Intel’s Tough Year
Intel Corporation (INTC) has seen its stock price plummet by 55.8% this year, lagging behind industry peers like Advanced Micro Devices, Inc. and NVIDIA Corporation, which have shown significant growth. The company is facing financial challenges and operational issues, prompting a thorough review of its business operations.
Strategic Moves by Intel
Intel is considering options such as splitting its product design and manufacturing divisions and evaluating which factory projects to discontinue. It also plans to create Intel Foundry as a separate entity to enhance strategic advantages and operational efficiency. Despite incurring a $2.8 billion operating loss in its last reported quarter, these strategic decisions are aimed at revitalizing the company.
Margin Woes
Intel is expanding in artificial intelligence with promising products like the Core Ultra processors and Lunar Lake architecture. However, the company’s profit margins have been impacted by early investments in AI, production shifts, and stiff competition. These challenges have led to lower profitability and hindered Intel’s growth.
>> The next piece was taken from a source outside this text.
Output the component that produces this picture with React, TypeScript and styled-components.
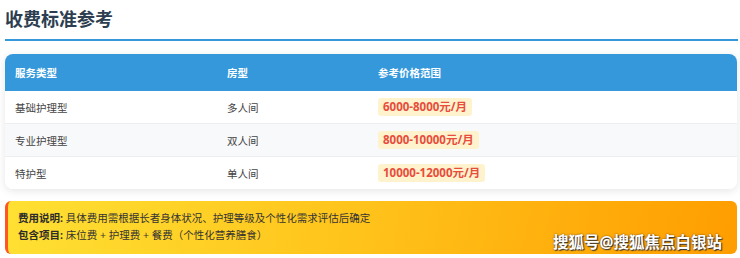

Challenges in the Chinese Market
Intel’s significant exposure to the Chinese market has brought its own set of challenges. Changing regulations and increasing competition from domestic chipmakers have affected Intel’s revenue streams. Furthermore, geopolitical tensions and trade restrictions have put additional pressure on the company’s financial performance.
Analyst Predictions
Earnings estimates for Intel have been revised downwards for 2024 and 2025. This pessimistic trend indicates a bearish outlook for the company’s stock. Analysts are cautious about Intel’s future prospects given its current challenges.
Final Thoughts
Though Intel continues to innovate in AI technologies, its recent struggles have dampened investor confidence. With declining earnings estimates and a challenging market environment, investing in Intel might not be the best move at the moment.